You aren't listening. No one is saying a 100 MW plant won't make money. What we're saying is that a 100 MW plant won't make money if it needs to generate 5000 MW and use 4900 of that to power itself. This is because that 5000 MW costs a lot of money to build (especially thermal), and the market return on 100 MW over the plant lifetime is peanuts in comparison. (Yes, chrismb, I'm making up numbers for the sake of argument. Note that I'm not claiming they're valid, nor does my argument require them to be; see below.)

It is also true that a BFR that powerful with a system gain that low is not plausible if EMC2 is anywhere near right about how they operate. So don't worry about gain; worry about whether it will work at all.

If it works at all, power and gain will both almost certainly scale much faster than capital cost. Barring scale-dependent confinement phenomena, gain should go as the fifth power of the radius, and power as the seventh. Unless capital cost manages to scale faster than linear with power output, which I doubt, it should be quite reasonable to expect a profitable plant somewhere on the curve, and 100 MW is looking pretty comfortable.

There was an article recently (on DailyKos IIRC) that took the number 1.2 from Wikipedia (the ratio of bremsstrahlung to fusion power for a thermalized p-11B plasma) and somehow managed to misinterpret it as the target gain for a p-11B BFR. Is that what's bothering you?

chrismb wrote:Heck, it can't even be shown as an effective energy transfer mechanism with a mono-energetic beam of particles intentionally formed by an ion gun to prove the idea!

Can't? Or hasn't been? They are two different things. No one has needed it until now. Same with QED-type engines; the power source has been missing so no one bothered.

I'm not saying it will work. I'm not trying to minimize the challenges. But we don't need people like you badmouthing the concept just so you can say "I told you so" in the event it winds up not working.

can-only-be-imagined-in-the-mind-of-a-theoretical-inventor

Dr. Bussard designed, built, and fired nuclear rocket engines. They worked. Apollo (and NERVA) got cancelled before they could be used as upper stage engines for the second-generation Saturn V. What makes you think you know better than him?

Why not just start blithering on about anti-matter interstellar propulsion while you're at it. Direct energy recovery from fast p11B ions is blithering, twiddling, utter-and-complete, undemonstrated, lacking-in-fundamental-understanding-of-the-engineering, can-only-be-imagined-in-the-mind-of-a-theoretical-inventor, nonsense.

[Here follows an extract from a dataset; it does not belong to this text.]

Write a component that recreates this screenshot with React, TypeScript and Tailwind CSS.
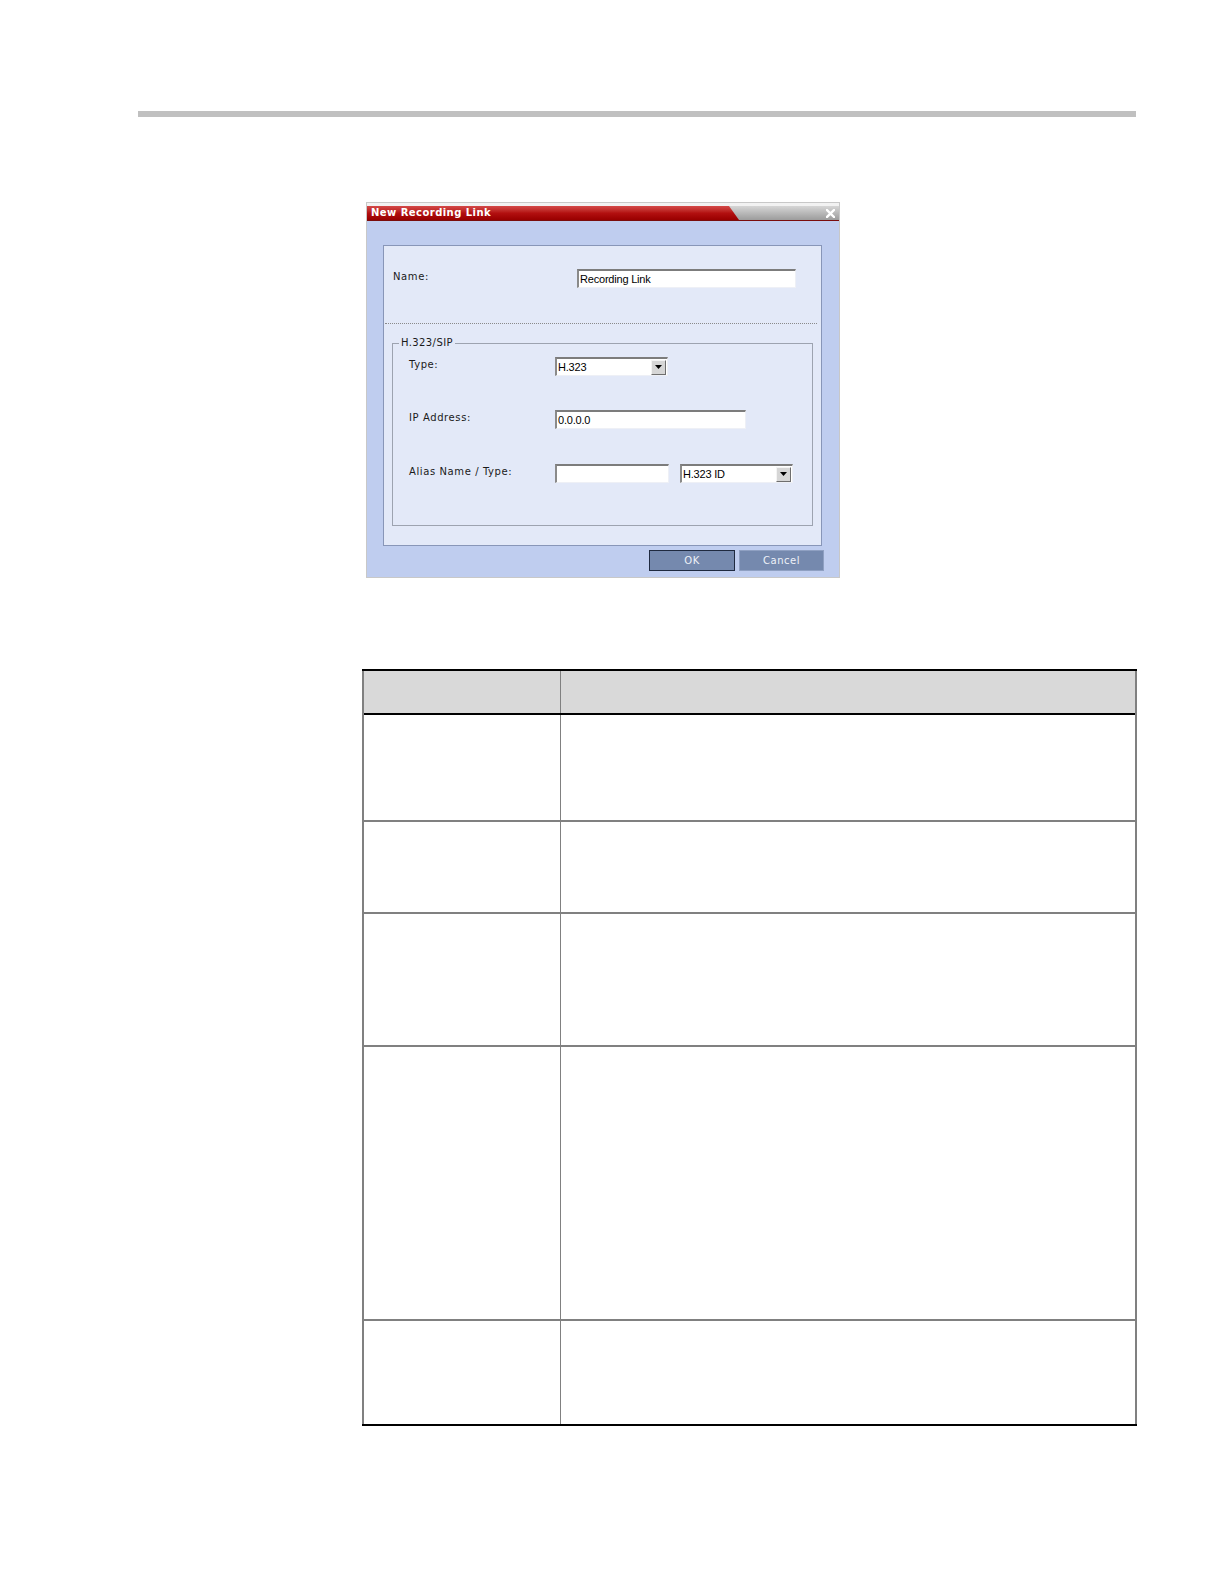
import React from 'react';

const labelFont = { fontFamily: '"DejaVu Sans", Verdana, sans-serif' };
const inputFont = { fontFamily: '"Liberation Sans", Arial, sans-serif' };

const TextBox: React.FC<{ width: string; value?: string }> = ({ width, value }) => (
  <div
    className={`${width} h-[19px] bg-white border-t-2 border-l-2 border-b border-r border-t-[#7c7c7c] border-l-[#8a8a8a] border-b-[#eef0f6] border-r-[#eef0f6] flex items-center pl-[1px] text-[11px] leading-none text-black tracking-[-0.2px]`}
    style={inputFont}
  >
    {value}
  </div>
);

const SelectBox: React.FC<{ width: string; value: string }> = ({ width, value }) => (
  <div
    className={`${width} h-[19px] bg-white border-t-2 border-l-2 border-b border-r border-t-[#7c7c7c] border-l-[#8a8a8a] border-b-[#eef0f6] border-r-[#eef0f6] flex items-center justify-between text-[11px] leading-none text-black tracking-[-0.2px]`}
    style={inputFont}
  >
    <span className="pl-[1px]">{value}</span>
    <div className="w-[15px] h-[15px] mr-[1px] bg-[#d6d6d6] border border-t-[#f4f4f4] border-l-[#f4f4f4] border-b-[#6e6e6e] border-r-[#6e6e6e] flex items-center justify-center">
      <svg width="7" height="4" viewBox="0 0 7 4">
        <path d="M0 0 H7 L3.5 4 Z" fill="#000" />
      </svg>
    </div>
  </div>
);

const Row: React.FC<{ label: string; children: React.ReactNode; className?: string }> = ({ label, children, className }) => (
  <div className={`flex items-center h-[19px] ${className ?? ''}`}>
    <div className="w-[162px] pl-[16px] pb-[4px] text-[10px] leading-none tracking-[0.6px] text-[#1a1a1a]" style={labelFont}>
      {label}
    </div>
    {children}
  </div>
);

const TableRow: React.FC<{ height: string; last?: boolean }> = ({ height, last }) => (
  <div className={`flex ${height} ${last ? '' : 'border-b-2 border-[#808080]'}`}>
    <div className="w-[197px] border-r border-[#808080]" />
    <div className="flex-1" />
  </div>
);

export default function App() {
  return (
    <div className="w-[1224px] h-[1584px] bg-white flex flex-col">
      {/* top rule */}
      <div className="mt-[111px] ml-[138px] w-[998px] h-[6px] bg-[#c0c0c0]" />

      {/* dialog */}
      <div className="mt-[85px] ml-[366px] w-[474px] h-[376px] border border-[#c8c8c8] bg-[#bfcdef] flex flex-col">
        <div className="h-[3px] bg-[#f2f2f2]" />
        <div className="h-[15px] flex bg-gradient-to-b from-[#d6d6d6] to-[#9c9c9c] border-b border-[#7a0c0c]">
          <div
            className="w-[372px] h-full bg-gradient-to-b from-[#d44848] via-[#b31010] to-[#980000] [clip-path:polygon(0_0,362px_0,372px_100%,0_100%)] flex items-center pl-[4px] text-white text-[10px] font-bold leading-none tracking-[0.45px]"
            style={labelFont}
          >
            New Recording Link
          </div>
          <div className="flex-1" />
          <div className="w-[14px] flex items-center justify-center mr-[2px]">
            <svg width="9" height="9" viewBox="0 0 9 9">
              <path d="M1 1 L8 8 M8 1 L1 8" stroke="#ffffff" strokeWidth="2.4" strokeLinecap="square" />
            </svg>
          </div>
        </div>

        {/* panel */}
        <div className="mt-[24px] ml-[16px] w-[439px] h-[301px] bg-[#e3e9f8] border border-[#8896b8] flex flex-col">
          <div className="mt-[23px] flex items-center h-[19px]">
            <div className="w-[193px] pl-[9px] pb-[4px] text-[10px] leading-none tracking-[0.6px] text-[#1a1a1a]" style={labelFont}>
              Name:
            </div>
            <TextBox width="w-[219px]" value="Recording Link" />
          </div>

          <div className="mt-[35px] ml-[1px] mr-[4px] border-t border-dotted border-[#8a8a8a]" />

          <fieldset className="mt-[13px] ml-[8px] w-[421px] h-[189px] border border-[#9da3b0]">
            <legend className="ml-[6px] px-[2px] text-[10px] leading-[12px] tracking-[0.4px] text-[#1a1a1a]" style={labelFont}>
              H.323/SIP
            </legend>
            <Row label="Type:" className="mt-[8px]">
              <SelectBox width="w-[113px]" value="H.323" />
            </Row>
            <Row label="IP Address:" className="mt-[34px]">
              <TextBox width="w-[191px]" value="0.0.0.0" />
            </Row>
            <Row label="Alias Name / Type:" className="mt-[35px]">
              <TextBox width="w-[114px]" />
              <div className="ml-[11px]">
                <SelectBox width="w-[113px]" value="H.323 ID" />
              </div>
            </Row>
          </fieldset>
        </div>

        {/* buttons */}
        <div className="mt-[4px] flex justify-end gap-[4px] pr-[15px]">
          <button
            className="w-[86px] h-[21px] bg-[#7589ae] border border-[#1f2a40] text-[#eef1f8] text-[10px] leading-none tracking-[0.5px]"
            style={labelFont}
          >
            OK
          </button>
          <button
            className="w-[85px] h-[21px] bg-[#7589ae] border border-[#8fa0c2] text-[#eef1f8] text-[10px] leading-none tracking-[0.5px]"
            style={labelFont}
          >
            Cancel
          </button>
        </div>
      </div>

      {/* table */}
      <div className="mt-[91px] ml-[362px] w-[775px] border-t-2 border-b-2 border-black">
        <div className="border-l-2 border-r-2 border-[#808080]">
          <div className="flex h-[44px] bg-[#d9d9d9] border-b-2 border-black">
            <div className="w-[197px] border-r border-[#808080]" />
            <div className="flex-1" />
          </div>
          <TableRow height="h-[107px]" />
          <TableRow height="h-[92px]" />
          <TableRow height="h-[133px]" />
          <TableRow height="h-[274px]" />
          <TableRow height="h-[103px]" last />
        </div>
      </div>
    </div>
  );
}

Please proceed with a few facts to prove me wrong on this. I am truly hungry to see some real engineering demonstrations and information on this process.[/quote]

I'm still waiting to see polywell demonstrate some useable output power of any sort, but the whole principle of p-B11 fusion is that the output is in helium ions (which I assume is what you actually meant to say) instead of neutrons and gammas and whatnot that have to be slowed down and their energy harvested as thermal energy, and then thermodynamically converted to electricity with substantial waste heat.

I imagine direct conversion will be one of the engineering challenges, but why is it "nonsense"? It seems a very elegant solution. D-T fusion in a tokamak seems very inelegant to the point that I'd rather work with advanced fission technology.